More on Worry: A Simple Children’s Lesson at 3:30 a.m.

3:30 a.m. glows the green clock on my bedside table. I shift positions and let out a sigh. One quick glance at Nathan sleeping peacefully next to me reminds me of how alone I am in the dark with my thoughts. Then, the stream of irrational worrying begins. “Not another one of these nights!” I groan to myself.

Every so often I wake up and begin worrying about one thing…and then another…and then another. A few nights ago happened to be one of those middle-of-the-night-snowball-effects. After 30 minutes or so of giving into my barrage of incoherent worries, God, thankfully, recalled to my mind a simple children’s lesson I had taught several years ago at Granny’s House. It was about trusting God in all circumstances. I’m fairly confident that He has used that lesson far more in my life than anyone else’s since then.

The kids and I that day were discussing the verse, 1 Peter 5:7, “Cast your anxiety on Him because He cares for you.” I had learned that the verse meant to literally throw your worries to Christ. In order to illustrate this, I thought of what it feels like to carry around your own worries. To steal a similar illustration from John Bunyan’s A Pilgrim’s Progress, I think carrying our own worries around is like carrying a really, really heavy pack on our backs all day. This heavy pack weighs us down to the point of exhaustion and even despair.

To show this point to the children, I put on a big backpack full of heavy things in it. As I walked across the room, I stumbled and fell to my knees. “I can’t carry all the heavy burdens in this pack on my back. I have to give them to Jesus,” I told them. “The Bible tells us in Philippians 4:6-7, ‘Do not be anxious about anything. But, in everything, by prayer and petition, with thanksgiving, present your requests to God. And the peace of God, which transcends all understanding, will guard your mind and your heart in Christ Jesus.’ That means when we worry, God wants us to go to him first and trust Him to take care of us. And, in return, He promises to give us His great peace!”

One by one I took out the heavy items that had different “worries” that those kids might face written on them. Nearby was a basket with the label “Jesus” on it, which was filled with pieces of paper that said “peace of God.” With each new worry I pulled out, I would pray aloud and tell God about that specific worry, thank Him for who He is and how He helps me, and ask God to help me trust Him with that worry. Then, I would “cast” the heavy item into the basket and pull out the slip of “peace of God” paper instead. By the end of my lesson, my backpack was filled with the “peace of God” and my load was light.

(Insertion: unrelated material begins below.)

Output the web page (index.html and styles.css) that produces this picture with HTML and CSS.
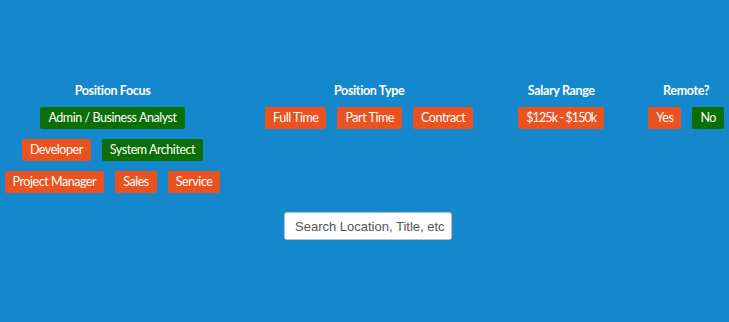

Despite the somewhat cheesy simplicity of that illustration, the Lord has used that concrete children’s lesson several times to remind me how to deal with worry. At 4:00 a.m. the other night, I finally began to take each heavy burden out of my pack and cast them to Jesus. By 4:30 p.m., the peace of God prevailed in my mind and heart. Amazing how that works! I just wish I could have remembered that truth sooner so I could have gotten 30 minutes more sleep!